How to spot you’re in this category:

  • The cost of a wrong action is immediate and severe (injury, legal breach, major outage).
  • The team needs containment and coordination more than novelty.
  • There are clear procedures that must be followed.

Adjusted move: Use a structured variance, not playful variance.

Run a controlled version of generation:

  • “List failure points”
  • “List unknowns”
  • “List contingencies”
  • “What are we assuming that could break?”

Script you can use:

“We still need options, but this is a high-stakes environment. We’re going to generate within guardrails: failure points, unknowns, contingencies. No one gets punished for naming a risk.”

In these rooms, you are protecting truth-telling more than creativity.

2) Teams with unresolved trust wounds

If a team has a history of ridicule, political punishment, or repeated public shutdowns, asking someone to go “stupid first” can feel like asking them to step into traffic.

How to spot it:

  • People laugh nervously when someone speaks.
  • Certain people are consistently quiet.
  • There is a pattern of subtle contempt: eye rolls, quick dismissals, private jokes.
  • The group says “we’re open,” but no one actually risks.
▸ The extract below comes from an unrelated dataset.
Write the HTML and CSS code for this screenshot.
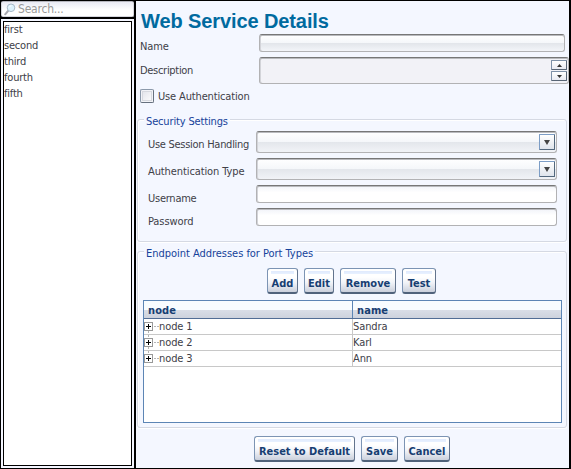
FILE: index.html
```html
<!DOCTYPE html>
<html lang="en">
<head>
<meta charset="utf-8">
<title>Web Service Details</title>
<link rel="stylesheet" href="styles.css">
</head>
<body>
<div class="window">
  <aside class="sidebar">
    <div class="search">
      <svg class="search-icon" width="12" height="13" viewBox="0 0 12 13"><path d="M4 8 1.2 11.3" stroke="#a9a9b0" stroke-width="2" stroke-linecap="round"/><circle cx="7" cy="4.8" r="3.8" fill="#dcf1fc" stroke="#a9bac8"/><path d="M5 4.5Q5.5 2.8 7.5 2.8" fill="none" stroke="#fff"/></svg>
      <span class="search-text">Search...</span>
    </div>
    <div class="list-frame">
      <ul class="list"><li>first</li><li>second</li><li>third</li><li>fourth</li><li>fifth</li></ul>
    </div>
  </aside>
  <main class="details">
    <h1><span>Web Service Details</span></h1>
    <div class="row name-row"><label>Name</label><div class="field gray"></div></div>
    <div class="row desc-row"><label class="w-desc">Description</label>
      <div class="field area"><div class="spinner">
        <i><svg width="5" height="3" viewBox="0 0 5 3"><path d="M0 3 2.5 0 5 3z" fill="#333"/></svg></i>
        <i><svg width="5" height="3" viewBox="0 0 5 3"><path d="M0 0h5L2.5 3z" fill="#333"/></svg></i>
      </div></div>
    </div>
    <div class="check-row"><span class="checkbox"></span><label class="w-auth">Use Authentication</label></div>
    <section class="group security">
      <h2 class="w-sec">Security Settings</h2>
      <div class="form">
        <label class="w-session">Use Session Handling</label><div class="field combo"><i><svg width="6" height="5" viewBox="0 0 6 5"><path d="M0 0h6L3 5z" fill="#444"/></svg></i></div>
        <label class="w-type">Authentication Type</label><div class="field combo"><i><svg width="6" height="5" viewBox="0 0 6 5"><path d="M0 0h6L3 5z" fill="#444"/></svg></i></div>
        <label class="w-user">Username</label><div class="field"></div>
        <label class="w-pass">Password</label><div class="field"></div>
      </div>
    </section>
    <section class="group endpoints">
      <h2 class="w-end">Endpoint Addresses for Port Types</h2>
      <div class="buttons"><button class="b-add">Add</button><button class="b-edit">Edit</button><button class="b-remove">Remove</button><button class="b-test">Test</button></div>
      <div class="table">
        <div class="tr head"><b>node</b><b>name</b></div>
        <div class="tr"><span class="tree"><svg width="15" height="15" viewBox="0 0 15 15" shape-rendering="crispEdges"><path d="M4.5 12v3M10 7.5h5" stroke="#b5b5b5" stroke-dasharray="2 1"/><path d="M.5 3.5h8v8h-8z" fill="#fff" stroke="#999"/><path d="M2 7.5h5M4.5 5v5" stroke="#000"/></svg>node 1</span><span>Sandra</span></div>
        <div class="tr"><span class="tree"><svg width="15" height="15" viewBox="0 0 15 15" shape-rendering="crispEdges"><path d="M4.5 0v15M10 7.5h5" stroke="#b5b5b5" stroke-dasharray="2 1"/><path d="M.5 3.5h8v8h-8z" fill="#fff" stroke="#999"/><path d="M2 7.5h5M4.5 5v5" stroke="#000"/></svg>node 2</span><span>Karl</span></div>
        <div class="tr"><span class="tree"><svg width="15" height="15" viewBox="0 0 15 15" shape-rendering="crispEdges"><path d="M4.5 0v3M10 7.5h5" stroke="#b5b5b5" stroke-dasharray="2 1"/><path d="M.5 3.5h8v8h-8z" fill="#fff" stroke="#999"/><path d="M2 7.5h5M4.5 5v5" stroke="#000"/></svg>node 3</span><span>Ann</span></div>
      </div>
    </section>
    <div class="buttons footer"><button class="b-reset">Reset to Default</button><button class="b-save">Save</button><button class="b-cancel">Cancel</button></div>
  </main>
</div>
</body>
</html>
```
FILE: styles.css
```css
* { box-sizing: border-box; }
body { margin: 0; font: 11px/16px "DejaVu Sans Condensed", "DejaVu Sans", sans-serif; font-stretch: condensed; color: #404048; letter-spacing: -0.1px; }
.window { width: 571px; height: 469px; background: #000; padding: 1px 2px 1px 1px; display: flex; gap: 2px; overflow: hidden; white-space: nowrap; }
.sidebar { width: 133px; display: flex; flex-direction: column; gap: 2px; }
.search { height: 16px; display: flex; align-items: center; padding-left: 2px; background: linear-gradient(#e9eaf4, #fff 60%); border: 1px solid #d6d7de; border-top-color: #b5b6be; border-radius: 2px; color: #999; font-size: 12px; }
.search-text { margin-left: 2px; letter-spacing: -.2px; }
.list-frame { flex: 1; background: #f4f6ff; padding: 2px; }
.list { margin: 0; padding: 0; list-style: none; height: 100%; border: 1px solid #000; background: #fff; letter-spacing: -.2px; }
.list li { height: 16px; }
.details { width: 433px; background: #f4f7ff; display: flex; flex-direction: column; }
h1 { margin: 0; height: 33px; padding: 7px 0 0 5px; font: bold 20px/26px "Liberation Sans", sans-serif; letter-spacing: -0.1px; color: #006a9f; }
.row { display: flex; padding-left: 4px; }
.row label { width: 119px; }
.name-row { height: 23px; }
.name-row label { padding-top: 5px; }
.desc-row label { padding-top: 6px; }
.desc-row { height: 32px; }
.w-desc { letter-spacing: -.3px; }
.w-auth { letter-spacing: -.15px; }
.w-session { letter-spacing: -.28px; }
.w-user { letter-spacing: -.25px; }
.w-end { letter-spacing: -.03px; }
.w-sec { letter-spacing: -.15px; }
.field { height: 18px; border: 1px solid #b2b2b4; border-top: 1px solid #777; border-radius: 3px; background: linear-gradient(#f1f3f9, #fff 40%); box-shadow: inset 0 1px #b9babe, inset 1px 0 #d3d4d9; }
.gray { width: 306px; background: linear-gradient(#fff, #f5f7fa 48%, #e2e5ea 50%, #f3f5f9); }
.area { width: 310px; height: 27px; background: #f2f2f7; padding: 1px 1px; display: flex; justify-content: flex-end; }
.spinner { display: grid; grid-template-rows: 10px 10px; gap: 1px; padding-top: 1px; width: 16px; }
i { display: flex; align-items: center; justify-content: center; border: 1px solid #7d90a7; border-bottom-color: #586575; border-right-color: #586575; border-radius: 1px; background: linear-gradient(#fff, #e8eaf2); }
.check-row { height: 30px; padding-left: 4px; display: flex; align-items: flex-start; }
.checkbox { width: 14px; height: 14px; border: 1px solid #8b99aa; border-right-color: #66707e; border-bottom-color: #66707e; border-radius: 2px; background: linear-gradient(135deg, #dfe1e8, #fff); box-shadow: inset 0 0 0 1px #f2f3f7, inset 0 0 0 2px #d7d9df; }
.check-row label { margin-left: 4px; }
.group { width: 430px; margin-left: 1px; border: 1px solid #d5d9e3; border-radius: 3px; box-shadow: inset 1px 1px #fff, 0 1px #fff; }
h2 { margin: -6px 0 0 6px; padding: 0 2px; width: max-content; height: 16px; line-height: 16px; font-size: 11px; font-weight: normal; color: #16429a; background: #f4f7ff; }
.security { height: 123px; margin-bottom: 9px; }
.form { display: grid; grid-template-columns: 108px 301px; grid-template-rows: 22px 22px 18px 18px; row-gap: 5px; padding: 1px 0 0 10px; }
.form label { align-self: start; padding-top: 6px; }
.combo { height: 22px; display: flex; justify-content: flex-end; padding: 2px 1px 2px 0; background: linear-gradient(#fff, #f5f7fa 48%, #e3e6eb 50%, #f1f3f7); }
.combo i { width: 16px; height: 16px; border-color: #7c9dc6 #52677d #52677d #7c9dc6; background: linear-gradient(#fff, #dfe4ec); }
.endpoints { height: 177px; }
.buttons { display: flex; gap: 6px; padding: 6px 0 6px 129px; }
button { height: 26px; padding: 7px 0 0; border: 1px solid #7c94b4; border-bottom: 2px solid #50627b; border-right-color: #63748d; border-radius: 3px; background: linear-gradient(#e0eafd, #e8f1ff) 50% 2px / calc(100% - 6px) 3px no-repeat, linear-gradient(#fff 35%, #f1f3f8 60%, #cbd0dc); color: #173e72; font: bold 11px/16px "DejaVu Sans Condensed", "DejaVu Sans", sans-serif; font-stretch: condensed; letter-spacing: 0; }
.b-add { width: 31px; } .b-edit { width: 30px; } .b-remove { width: 56px; } .b-test { width: 34px; }
.b-reset { width: 101px; } .b-save { width: 37px; } .b-cancel { width: 46px; }
.footer { padding: 8px 0 0 118px; }
.table { width: 419px; height: 123px; margin-left: 5px; border: 1px solid #5c85b5; background: #fff; }
.tr { display: grid; grid-template-columns: 209px 208px; height: 16px; border-bottom: 1px solid #c8c8c8; line-height: 15px; }
.tr > :first-child { border-right: 1px solid #c8c8c8; }
.head { height: 18px; background: linear-gradient(#f8fcff 50%, #d9dde6 55%, #cdd2dd); border-bottom-color: #526d95; color: #173e72; line-height: 19px; }
.head > :first-child { border-color: #5c85b5; }
.head b { padding-left: 4px; letter-spacing: .1px; height: 17px; }
.tree { display: flex; }
```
Adjusted move: Do not demand public vulnerability.

Start with private generation:

  • 3 minutes of silent idea writing
  • then share in pairs
  • then share as a group with the facilitator reading ideas without names

This protects people while the room rebuilds trust.

A simple script:

“We’re going to start privately for three minutes. Write raw ideas without worrying how they sound. We’ll share in pairs first, then as a group. We’re building the habit of shaping before judging.”

Once the room shows consistent non-punishment, then you can move toward public “stupid first.”

There is one more honest uncertainty worth naming: not every group responds to the same safety signals. Some teams loosen with humor. Others tighten. Some cultures read playfulness as care. Others read it as unserious. You learn this by observing, not guessing.

The principle stays the same: people must see that unfinished thinking is protected. The surface style can change.

The real secret

A lot of teams chase better prompts.

They buy frameworks. They redesign workshops. They add sticky notes and timers.

Those can help.

But there is a quieter lever that matters more: what the room rewards in the first five minutes.

If the room rewards polish, you will get polish. If the room rewards courage, you will get courage. If the room rewards shaping, you will get growth.

“Be stupid first” is not a slogan. It is a choice about what kind of room you are building.

Somewhere in your next meeting, someone will be holding an idea that sounds wrong on arrival.

Your job is not to judge it fast. Your job is to keep it alive long enough to see what it becomes.